Each student had been assigned to read a portion of one of my first two books: Natural Histories or Ghost Birds and ask questions about what they had read. Plus we chatted a bit about my upcoming book Ephemeral by Nature to be published next year by UT Press.
Topics we visited were some of my favorite parts of my first book including bald eagles, Osage oranges, pawpaws, cicada eating on live TV and—a preview of coming attractions—the red pandas that will be featured in my upcoming book.

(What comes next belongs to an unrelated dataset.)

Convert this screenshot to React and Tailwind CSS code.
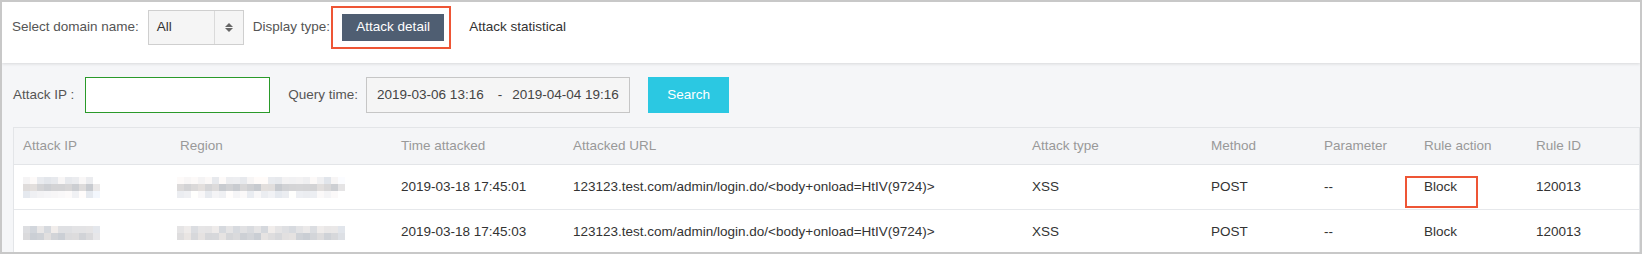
import React from "react";

const font = { fontFamily: '"Liberation Sans", Arial, sans-serif' };

function Mosaic({ cols, rows, seed }) {
  const cells = [];
  let s = seed;
  const bases = rows === 3 ? [240, 212, 244] : [226, 218];
  for (let r = 0; r < rows; r++) {
    for (let c = 0; c < cols; c++) {
      s = (s * 9301 + 49297) % 233280;
      const v = s / 233280;
      const fade = c === cols - 1 ? 14 : 0;
      const g = Math.round(bases[r] + (v - 0.5) * 24 + fade);
      const tint = Math.round((v - 0.5) * 8);
      cells.push(
        <div
          key={r + "-" + c}
          className="w-[7px] h-[7px]"
          style={{ backgroundColor: `rgb(${Math.min(255, g + tint)},${Math.min(255, g)},${Math.min(255, g - tint + 2)})` }}
        />
      );
    }
  }
  return (
    <div className="grid" style={{ gridTemplateColumns: `repeat(${cols}, 7px)` }}>
      {cells}
    </div>
  );
}

const cols = [
  "w-[157px]",
  "w-[221px]",
  "w-[172px]",
  "w-[459px]",
  "w-[179px]",
  "w-[113px]",
  "w-[100px]",
  "w-[112px]",
  "flex-1",
];

const headers = [
  "Attack IP",
  "Region",
  "Time attacked",
  "Attacked URL",
  "Attack type",
  "Method",
  "Parameter",
  "Rule action",
  "Rule ID",
];

function Row({ time, seed, highlight, rowsMosaic, last }) {
  const vals = [
    null,
    null,
    time,
    "123123.test.com/admin/login.do/<body+onload=HtIV(9724)>",
    "XSS",
    "POST",
    "--",
    "Block",
    "120013",
  ];
  return (
    <div className={"flex items-center h-[45px] bg-white " + (last ? "" : "border-b border-[#e6e8eb]")}>
      {vals.map((v, i) => (
        <div key={i} className={cols[i] + " pl-[9px] shrink-0 text-[#333] relative whitespace-nowrap"}>
          {i === 0 && <Mosaic cols={11} rows={rowsMosaic} seed={seed} />}
          {i === 1 && (
            <div className="-ml-[3px]">
              <Mosaic cols={24} rows={rowsMosaic} seed={seed + 7} />
            </div>
          )}
          {i > 1 && v}
          {i === 7 && highlight && (
            <div className="absolute left-[-10px] top-[-1px] w-[73px] h-[32px] border-2 border-[#ee5535]" />
          )}
        </div>
      ))}
    </div>
  );
}

export default function App() {
  return (
    <div
      style={font}
      className="w-[1642px] h-[254px] overflow-hidden bg-[#f5f6f8] border-2 border-[#c8c8c8] text-[13.5px] text-[#444] box-border"
    >
      <div className="h-[61px] pb-[10px] bg-white flex items-center pl-[10px] shadow-[0_1px_3px_rgba(0,0,0,0.12)] relative z-10">
        <span className="text-[#555]">Select domain name:</span>
        <div className="ml-[9px] w-[96px] h-[35px] border border-[#cfcfcf] bg-[#f5f5f5] flex items-center">
          <span className="flex-1 pl-[8px] text-[#333]">All</span>
          <div className="w-[29px] h-full border-l border-[#dadada] flex flex-col items-center justify-center gap-[1px]">
            <div className="w-0 h-0 border-l-[4px] border-r-[4px] border-b-[4px] border-l-transparent border-r-transparent border-b-[#666]" />
            <div className="w-0 h-0 border-l-[4px] border-r-[4px] border-t-[4px] border-l-transparent border-r-transparent border-t-[#666]" />
          </div>
        </div>
        <span className="ml-[9px] text-[#555]">Display type:</span>
        <div className="ml-[1px] w-[120px] h-[43px] border-2 border-[#ee5535] flex items-center pl-[9px]">
          <div className="w-[102px] h-[27px] bg-[#4f5e72] text-white flex items-center justify-center">
            Attack detail
          </div>
        </div>
        <span className="ml-[18px] text-[#333]">Attack statistical</span>
      </div>

      <div className="flex items-center h-[36px] mt-[14px] pl-[11px]">
        <span className="text-[#555]">Attack IP :</span>
        <div className="ml-[11px] w-[185px] h-[36px] border border-[#2a9a2a] bg-white" />
        <span className="ml-[18px] text-[#555]">Query time:</span>
        <div className="ml-[8px] w-[264px] h-[36px] border border-[#c6c6c6] bg-[#f5f5f5] flex items-center pl-[10px] text-[#444] whitespace-nowrap">
          <span>2019-03-06 13:16</span>
          <span className="ml-[14px]">-</span>
          <span className="ml-[10px]">2019-04-04 19:16</span>
        </div>
        <div className="ml-[18px] w-[81px] h-[36px] bg-[#2bc8e2] text-white flex items-center justify-center">
          Search
        </div>
      </div>

      <div className="mt-[14px] ml-[11px] border border-[#e3e5e8] bg-white">
        <div className="flex items-center h-[37px] bg-[#f4f5f7] border-b border-[#e3e5e8]">
          {headers.map((h, i) => (
            <div key={i} className={cols[i] + " pl-[9px] shrink-0 text-[#999]"}>
              {h}
            </div>
          ))}
        </div>
        <Row time="2019-03-18 17:45:01" seed={11} highlight rowsMosaic={3} />
        <Row time="2019-03-18 17:45:03" seed={53} rowsMosaic={2} last />
      </div>
    </div>
  );
}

Ian asked me a question and I grappled with coming up with a concise answer: The difference between a poison and venom? Concisely, venom is a type of poison. Animals like bees, wasps, spiders, snakes, jellyfish produce venom, a poisonous substance that can be lethal to their prey and some venom can be lethal to humans. I am allergic to wasp venom. A good sting sends me to the doctor. A rattlesnake is venomous but not poisonous. Once you remove the head, we can eat them, but I'm not sure I would. The Japanese have a penchant for eating puffer fish, once its toxin glands are CAREFULLY removed. To humans, its tetrodotoxin is deadly, up to 1,200 times more poisonous than cyanide. There is enough toxin in one puffer fish to kill 30 adult humans. Scary. Some plants like belladonna also produce toxins that are poisonous.
What to avoid! In this country annually, 58 people are killed by bees, wasps, and hornets, mostly due to anaphylactic shock after a sting; 28 are killed by dogs; 20 are killed by cows; 7 by spiders; 5.5 die from rattlesnake bites.
Class, just be careful out there and avoid all things toxic, venomous and poisonous, and no puffer fish! And if you see an ivory-billed woodpecker, let me know.